Records with interface code

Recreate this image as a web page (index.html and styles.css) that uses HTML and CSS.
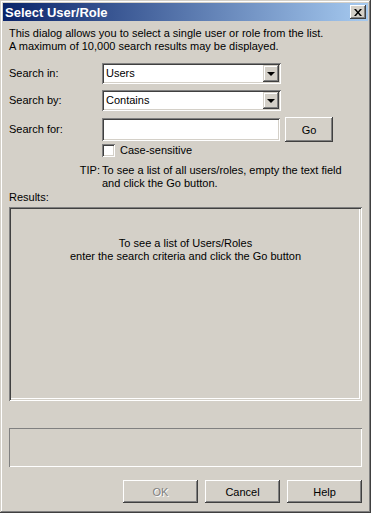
FILE: index.html
```html
<!DOCTYPE html>
<html lang="en">
<head>
    <meta charset="UTF-8">
    <title>Select User/Role</title>
    <link rel="stylesheet" href="styles.css">
</head>
<body>
    <div class="window">
        <div class="titlebar">
            <span class="title">Select User/Role</span>
            <button class="close" title="Close">
                <svg width="8" height="7" viewBox="0 0 8 7"><path d="M0 0h2l2 2.5L6 0h2L5 3.5 8 7H6L4 4.5 2 7H0l3-3.5z" fill="#000"/></svg>
            </button>
        </div>
        <div class="body">
            <p class="intro">This dialog allows you to select a single user or role from the list.<br>A maximum of 10,000 search results may be displayed.</p>

            <div class="row">
                <label class="label">Search in:</label>
                <div class="combo"><span class="value">Users</span><span class="drop"></span></div>
            </div>
            <div class="row">
                <label class="label">Search by:</label>
                <div class="combo"><span class="value">Contains</span><span class="drop"></span></div>
            </div>
            <div class="row row-search">
                <label class="label">Search for:</label>
                <div class="field"></div>
                <button class="btn go">Go</button>
            </div>
            <div class="check-row">
                <span class="checkbox"></span>
                <span>Case-sensitive</span>
            </div>
            <div class="tip-row">
                <span class="tip-label">TIP:</span>
                <p class="tip">To see a list of all users/roles, empty the text field<br>and click the Go button.</p>
            </div>

            <div class="results-label">Results:</div>
            <div class="results">
                <p>To see a list of Users/Roles<br>enter the search criteria and click the Go button</p>
            </div>

            <div class="status"></div>

            <div class="buttons">
                <button class="btn" disabled>OK</button>
                <button class="btn">Cancel</button>
                <button class="btn">Help</button>
            </div>
        </div>
    </div>
</body>
</html>
```

FILE: styles.css
```css
body {
    margin: 0;
    padding: 0;
    font-family: "Liberation Sans", Arial, sans-serif;
    font-size: 11px;
    color: #000;
    background: #d4d0c8;
}
p {
    margin: 0;
}
.window {
    width: 371px;
    height: 513px;
    box-sizing: border-box;
    padding: 3px;
    background: #d4d0c8;
    box-shadow: inset -1px -1px #404040, inset 1px 1px #d4d0c8,
                inset -2px -2px #808080, inset 2px 2px #fff;
}
.titlebar {
    height: 18px;
    display: flex;
    align-items: center;
    justify-content: space-between;
    padding: 0 2px;
    background: linear-gradient(to right, #0a246a, #a6caf0);
}
.title {
    color: #fff;
    font-weight: bold;
    font-size: 13px;
}
.close {
    width: 16px;
    height: 14px;
    padding: 0;
    border: none;
    display: flex;
    align-items: center;
    justify-content: center;
    background: #d4d0c8;
    box-shadow: inset -1px -1px #404040, inset 1px 1px #fff,
                inset -2px -2px #808080;
}
.body {
    padding: 0 6px 7px 6px;
    line-height: 13px;
}
.intro {
    margin-top: 6px;
}
.row {
    display: flex;
    align-items: center;
    margin-top: 6px;
}
.row:first-of-type {
    margin-top: 10px;
}
.label {
    width: 93px;
}
.combo {
    width: 179px;
    height: 21px;
    box-sizing: border-box;
    padding: 2px 2px 2px 4px;
    display: flex;
    align-items: center;
    justify-content: space-between;
    background: #fff;
    box-shadow: inset 1px 1px #808080, inset -1px -1px #fff,
                inset 2px 2px #404040, inset -2px -2px #d4d0c8;
}
.drop {
    width: 16px;
    height: 17px;
    box-sizing: border-box;
    display: flex;
    align-items: center;
    justify-content: center;
    background: #d4d0c8;
    box-shadow: inset -1px -1px #404040, inset 1px 1px #d4d0c8,
                inset -2px -2px #808080, inset 2px 2px #fff;
}
.drop::after {
    content: "";
    border-left: 4px solid transparent;
    border-right: 4px solid transparent;
    border-top: 4px solid #000;
    margin-top: 1px;
}
.row-search {
    height: 25px;
}
.field {
    width: 178px;
    height: 23px;
    box-sizing: border-box;
    background: #fff;
    box-shadow: inset 1px 1px #808080, inset -1px -1px #fff,
                inset 2px 2px #404040, inset -2px -2px #d4d0c8;
}
.btn {
    width: 75px;
    height: 23px;
    padding: 0;
    border: none;
    font-family: inherit;
    font-size: 11px;
    color: #000;
    background: #d4d0c8;
    box-shadow: inset -1px -1px #404040, inset 1px 1px #fff,
                inset -2px -2px #808080;
}
.btn:disabled {
    color: #808080;
    text-shadow: 1px 1px #fff;
}
.go {
    width: 48px;
    height: 25px;
    margin-left: 5px;
}
.check-row {
    display: flex;
    align-items: center;
    gap: 5px;
    margin: 2px 0 0 93px;
    height: 13px;
}
.checkbox {
    width: 13px;
    height: 13px;
    box-sizing: border-box;
    background: #fff;
    box-shadow: inset 1px 1px #808080, inset -1px -1px #fff,
                inset 2px 2px #404040, inset -2px -2px #d4d0c8;
}
.tip-row {
    display: flex;
    margin-top: 7px;
}
.tip-label {
    width: 93px;
    box-sizing: border-box;
    padding-right: 2px;
    text-align: right;
}
.results-label {
    margin-top: 1px;
}
.results {
    margin-top: 3px;
    height: 194px;
    box-sizing: border-box;
    padding-top: 30px;
    text-align: center;
    box-shadow: inset 1px 1px #808080, inset -1px -1px #fff,
                inset 2px 2px #404040, inset -2px -2px #d4d0c8,
                inset -3px -3px #fff;
}
.status {
    margin-top: 27px;
    height: 39px;
    box-shadow: inset 1px 1px #808080, inset -1px -1px #fff;
}
.buttons {
    display: flex;
    justify-content: flex-end;
    gap: 7px;
    margin-top: 13px;
}
```
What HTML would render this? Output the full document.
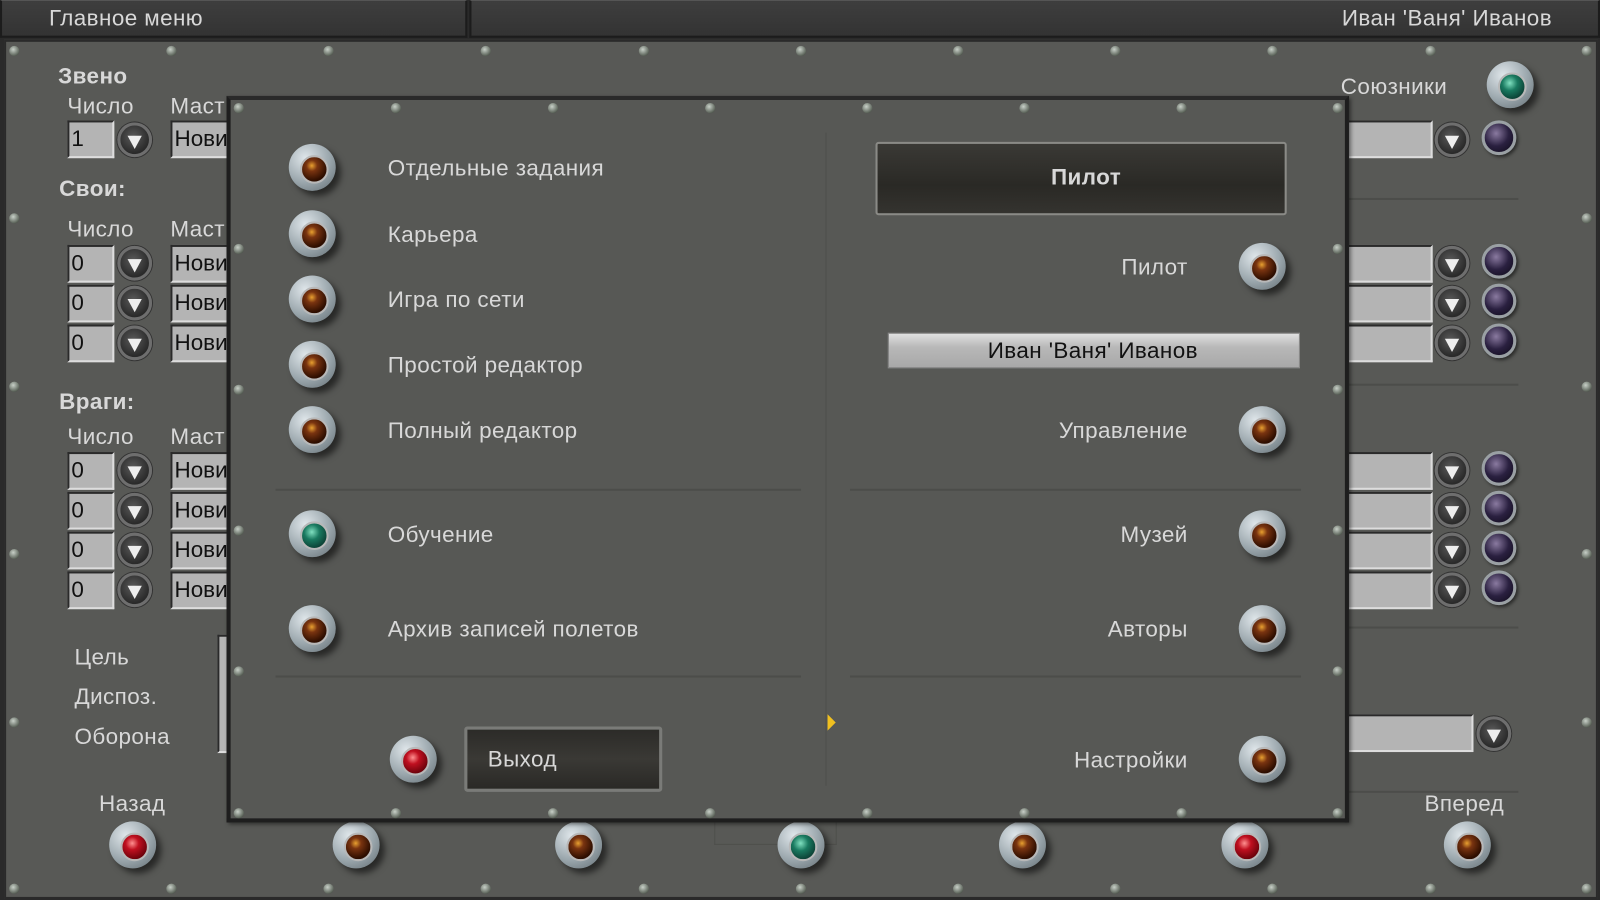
<!DOCTYPE html>
<html><head><meta charset="utf-8">
<style>
*{margin:0;padding:0;box-sizing:border-box}
html,body{width:1600px;height:900px;overflow:hidden;background:#2a2a2a}
#w{position:absolute;left:0;top:0;width:1568px;height:882px;transform:scale(1.0204);transform-origin:0 0;font-family:"Liberation Sans",sans-serif;}
.a{position:absolute}
.t{position:absolute;color:#d8d8d8;font-size:22px;letter-spacing:0.4px;white-space:nowrap;line-height:1}
.rt{position:absolute;right:404px;color:#d8d8d8;font-size:22px;letter-spacing:0.4px;white-space:nowrap;line-height:1}
.b{font-weight:bold}
.bar{position:absolute;top:0;height:37px;background:linear-gradient(#3e3e3e,#333);border:2px solid #1c1c1c;border-top:1px solid #555}
.inp{position:absolute;background:#b4b4b4;border:2px solid #2a2a2a;border-right-color:#ddd;border-bottom-color:#ddd;color:#111;font-size:22px;line-height:32px;padding-left:2px;overflow:hidden;height:37px}
.dd{position:absolute;width:34px;height:34px;border-radius:50%;background:radial-gradient(circle at 45% 40%,#5a5a5a,#2a2a2a 70%);border:3px solid #6e6e6e;box-shadow:0 0 0 1px #333}
.dd:after{content:"";position:absolute;left:7px;top:10px;border-left:7px solid transparent;border-right:7px solid transparent;border-top:13px solid #eee}
.k{position:absolute;width:46px;height:46px;margin:-23px 0 0 -23px;border-radius:50%;background:radial-gradient(circle at 35% 30%,#dfe6ea,#9aa6ac 55%,#5f6a70);box-shadow:5px 5px 6px rgba(0,0,0,.55)}
.k:after{content:"";position:absolute;left:11px;top:11px;width:24px;height:24px;border-radius:50%;border:2px solid #b8b8b8;background:radial-gradient(circle at 40% 35%,#e8a030 0,#7a3410 25%,#2e0e00 70%)}
.k.r:after{background:radial-gradient(circle at 40% 35%,#ff9090 0,#c01020 30%,#600008 80%)}
.k.g:after{background:radial-gradient(circle at 40% 35%,#80e0c0 0,#1a7a60 35%,#0a3a30 80%)}
.pk{position:absolute;width:34px;height:34px;margin:-17px 0 0 -17px;border-radius:50%;background:radial-gradient(circle at 40% 35%,#8a7aa0,#2a2040 50%,#0e0a18);border:3px solid #9aa0a4;box-shadow:2px 2px 3px rgba(0,0,0,.5)}
.s{position:absolute;width:10px;height:10px;margin:-5px 0 0 -5px;border-radius:50%;background:radial-gradient(circle at 40% 35%,#c8d0c8,#5a6258 70%,#222);}
.ln{position:absolute;background:#4c4d4a;height:2px}
</style></head><body><div id="w">
<div class="bar" style="left:0;width:458px"></div>
<div class="bar" style="left:460px;width:1108px"></div>
<div class="t" style="left:48px;top:7px">Главное меню</div>
<div class="t" style="right:47px;top:7px">Иван 'Ваня' Иванов</div>

<div class="a" style="left:4px;top:39px;width:1562px;height:842px;background:#585956;border:2px solid #2a2a2a"></div>
<div class="a" style="left:700px;top:806px;width:120px;height:22px;border:1px solid #4e4f4c;border-top:none"></div>

<div class="t b" style="left:57px;top:64px">Звено</div>
<div class="t" style="left:66px;top:93px">Число</div><div class="t" style="left:167px;top:93px">Маст</div>
<div class="inp" style="left:66px;top:118px;width:46px">1</div><div class="dd" style="left:115px;top:120px"></div>
<div class="inp" style="left:167px;top:118px;width:60px">Нови</div>
<div class="t b" style="left:58px;top:174px">Свои:</div>
<div class="t" style="left:66px;top:214px">Число</div><div class="t" style="left:167px;top:214px">Маст</div>
<div class="inp" style="left:66px;top:240px;width:46px">0</div><div class="dd" style="left:115px;top:241px"></div><div class="inp" style="left:167px;top:240px;width:60px">Нови</div>
<div class="inp" style="left:66px;top:279px;width:46px">0</div><div class="dd" style="left:115px;top:280px"></div><div class="inp" style="left:167px;top:279px;width:60px">Нови</div>
<div class="inp" style="left:66px;top:318px;width:46px">0</div><div class="dd" style="left:115px;top:319px"></div><div class="inp" style="left:167px;top:318px;width:60px">Нови</div>
<div class="t b" style="left:58px;top:383px">Враги:</div>
<div class="t" style="left:66px;top:417px">Число</div><div class="t" style="left:167px;top:417px">Маст</div>
<div class="inp" style="left:66px;top:443px;width:46px">0</div><div class="dd" style="left:115px;top:444px"></div><div class="inp" style="left:167px;top:443px;width:60px">Нови</div>
<div class="inp" style="left:66px;top:482px;width:46px">0</div><div class="dd" style="left:115px;top:483px"></div><div class="inp" style="left:167px;top:482px;width:60px">Нови</div>
<div class="inp" style="left:66px;top:521px;width:46px">0</div><div class="dd" style="left:115px;top:522px"></div><div class="inp" style="left:167px;top:521px;width:60px">Нови</div>
<div class="inp" style="left:66px;top:560px;width:46px">0</div><div class="dd" style="left:115px;top:561px"></div><div class="inp" style="left:167px;top:560px;width:60px">Нови</div>
<div class="t" style="left:73px;top:633px">Цель</div>
<div class="t" style="left:73px;top:672px">Диспоз.</div>
<div class="t" style="left:73px;top:711px">Оборона</div>
<div class="inp" style="left:213px;top:622px;width:20px;height:116px"></div>
<div class="t" style="left:97px;top:777px">Назад</div>
<div class="t" style="left:1396px;top:777px">Вперед</div>
<div class="t" style="left:1314px;top:74px">Союзники</div>
<div class="k g" style="left:1480px;top:83px"></div>

<div class="inp" style="left:1316px;top:118px;width:88px"></div><div class="dd" style="left:1406px;top:120px"></div><div class="pk" style="left:1469px;top:135px"></div>
<div class="inp" style="left:1316px;top:240px;width:88px"></div><div class="dd" style="left:1406px;top:241px"></div><div class="pk" style="left:1469px;top:256px"></div>
<div class="inp" style="left:1316px;top:279px;width:88px"></div><div class="dd" style="left:1406px;top:280px"></div><div class="pk" style="left:1469px;top:295px"></div>
<div class="inp" style="left:1316px;top:318px;width:88px"></div><div class="dd" style="left:1406px;top:319px"></div><div class="pk" style="left:1469px;top:334px"></div>
<div class="inp" style="left:1316px;top:443px;width:88px"></div><div class="dd" style="left:1406px;top:444px"></div><div class="pk" style="left:1469px;top:459px"></div>
<div class="inp" style="left:1316px;top:482px;width:88px"></div><div class="dd" style="left:1406px;top:483px"></div><div class="pk" style="left:1469px;top:498px"></div>
<div class="inp" style="left:1316px;top:521px;width:88px"></div><div class="dd" style="left:1406px;top:522px"></div><div class="pk" style="left:1469px;top:537px"></div>
<div class="inp" style="left:1316px;top:560px;width:88px"></div><div class="dd" style="left:1406px;top:561px"></div><div class="pk" style="left:1469px;top:576px"></div>
<div class="inp" style="left:1316px;top:700px;width:128px"></div><div class="dd" style="left:1447px;top:702px"></div>
<div class="ln" style="left:1322px;top:194px;width:166px"></div>
<div class="ln" style="left:1322px;top:376px;width:166px"></div>
<div class="ln" style="left:1322px;top:614px;width:166px"></div>
<div class="ln" style="left:1322px;top:775px;width:166px"></div>

<div class="k r" style="left:130px;top:828px"></div>
<div class="k" style="left:349px;top:828px"></div>
<div class="k" style="left:567px;top:828px"></div>
<div class="k g" style="left:785px;top:828px"></div>
<div class="k" style="left:1002px;top:828px"></div>
<div class="k r" style="left:1220px;top:828px"></div>
<div class="k" style="left:1438px;top:828px"></div>

<div class="s" style="left:14px;top:50px"></div><div class="s" style="left:168px;top:50px"></div><div class="s" style="left:322px;top:50px"></div><div class="s" style="left:476px;top:50px"></div><div class="s" style="left:631px;top:50px"></div><div class="s" style="left:785px;top:50px"></div><div class="s" style="left:939px;top:50px"></div><div class="s" style="left:1093px;top:50px"></div><div class="s" style="left:1247px;top:50px"></div><div class="s" style="left:1402px;top:50px"></div><div class="s" style="left:1555px;top:50px"></div>
<div class="s" style="left:14px;top:871px"></div><div class="s" style="left:168px;top:871px"></div><div class="s" style="left:322px;top:871px"></div><div class="s" style="left:476px;top:871px"></div><div class="s" style="left:631px;top:871px"></div><div class="s" style="left:785px;top:871px"></div><div class="s" style="left:939px;top:871px"></div><div class="s" style="left:1093px;top:871px"></div><div class="s" style="left:1247px;top:871px"></div><div class="s" style="left:1402px;top:871px"></div><div class="s" style="left:1555px;top:871px"></div>
<div class="s" style="left:14px;top:214px"></div><div class="s" style="left:14px;top:379px"></div><div class="s" style="left:14px;top:543px"></div><div class="s" style="left:14px;top:708px"></div>
<div class="s" style="left:1555px;top:214px"></div><div class="s" style="left:1555px;top:379px"></div><div class="s" style="left:1555px;top:543px"></div><div class="s" style="left:1555px;top:708px"></div>

<!-- dialog -->
<div class="a" style="left:222px;top:94px;width:1100px;height:712px;background:#575855;border:4px solid #1e1e1e;border-top-color:#2a2a2a;box-shadow:2px 2px 4px rgba(0,0,0,.5)"></div>
<div class="s" style="left:234px;top:106px"></div><div class="s" style="left:388px;top:106px"></div><div class="s" style="left:542px;top:106px"></div><div class="s" style="left:696px;top:106px"></div><div class="s" style="left:850px;top:106px"></div><div class="s" style="left:1004px;top:106px"></div><div class="s" style="left:1158px;top:106px"></div><div class="s" style="left:1311px;top:106px"></div>
<div class="s" style="left:234px;top:797px"></div><div class="s" style="left:388px;top:797px"></div><div class="s" style="left:542px;top:797px"></div><div class="s" style="left:696px;top:797px"></div><div class="s" style="left:850px;top:797px"></div><div class="s" style="left:1004px;top:797px"></div><div class="s" style="left:1158px;top:797px"></div><div class="s" style="left:1311px;top:797px"></div>
<div class="s" style="left:234px;top:244px"></div><div class="s" style="left:234px;top:382px"></div><div class="s" style="left:234px;top:520px"></div><div class="s" style="left:234px;top:658px"></div>
<div class="s" style="left:1311px;top:244px"></div><div class="s" style="left:1311px;top:382px"></div><div class="s" style="left:1311px;top:520px"></div><div class="s" style="left:1311px;top:658px"></div>
<div class="ln" style="left:270px;top:479px;width:515px"></div>
<div class="ln" style="left:833px;top:479px;width:442px"></div>
<div class="ln" style="left:270px;top:662px;width:515px"></div>
<div class="ln" style="left:833px;top:662px;width:442px"></div>
<div class="a" style="left:809px;top:130px;width:1px;height:640px;background:#4e4f4c"></div>

<div class="k" style="left:306px;top:164px"></div><div class="t" style="left:380px;top:154px">Отдельные задания</div>
<div class="k" style="left:306px;top:229px"></div><div class="t" style="left:380px;top:219px">Карьера</div>
<div class="k" style="left:306px;top:293px"></div><div class="t" style="left:380px;top:283px">Игра по сети</div>
<div class="k" style="left:306px;top:357px"></div><div class="t" style="left:380px;top:347px">Простой редактор</div>
<div class="k" style="left:306px;top:421px"></div><div class="t" style="left:380px;top:411px">Полный редактор</div>
<div class="k g" style="left:306px;top:523px"></div><div class="t" style="left:380px;top:513px">Обучение</div>
<div class="k" style="left:306px;top:616px"></div><div class="t" style="left:380px;top:606px">Архив записей полетов</div>
<div class="k r" style="left:405px;top:744px"></div>
<div class="a" style="left:455px;top:712px;width:194px;height:64px;background:linear-gradient(#2c2b28,#3a3935 50%,#2a2926);border:3px solid #7a7b78;border-radius:3px"></div>
<div class="t" style="left:478px;top:733px">Выход</div>

<div class="a" style="left:858px;top:139px;width:403px;height:72px;background:linear-gradient(#3a3935,#2a2925 60%,#34332f);border:2px solid #8a8a86;border-radius:3px"></div>
<div class="t b" style="left:1030px;top:163px">Пилот</div>
<div class="rt" style="top:251px">Пилот</div><div class="k" style="left:1237px;top:261px"></div>
<div class="a" style="left:870px;top:326px;width:404px;height:35px;background:linear-gradient(#e0e0e0,#b8b8b8 40%,#a8a8a8);border:1px solid #888"></div>
<div class="t" style="left:968px;top:333px;color:#111">Иван 'Ваня' Иванов</div>
<div class="rt" style="top:411px">Управление</div><div class="k" style="left:1237px;top:421px"></div>
<div class="rt" style="top:513px">Музей</div><div class="k" style="left:1237px;top:523px"></div>
<div class="rt" style="top:606px">Авторы</div><div class="k" style="left:1237px;top:616px"></div>
<div class="rt" style="top:734px">Настройки</div><div class="k" style="left:1237px;top:744px"></div>
<div class="a" style="left:811px;top:700px;border-left:8px solid #f0c020;border-top:8px solid transparent;border-bottom:8px solid transparent;width:0;height:0"></div>
</div></body></html>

▸ The problem
What is the number of lines above that contain the string "index"? Answer with the number alone.

▸ Solution for this problem
2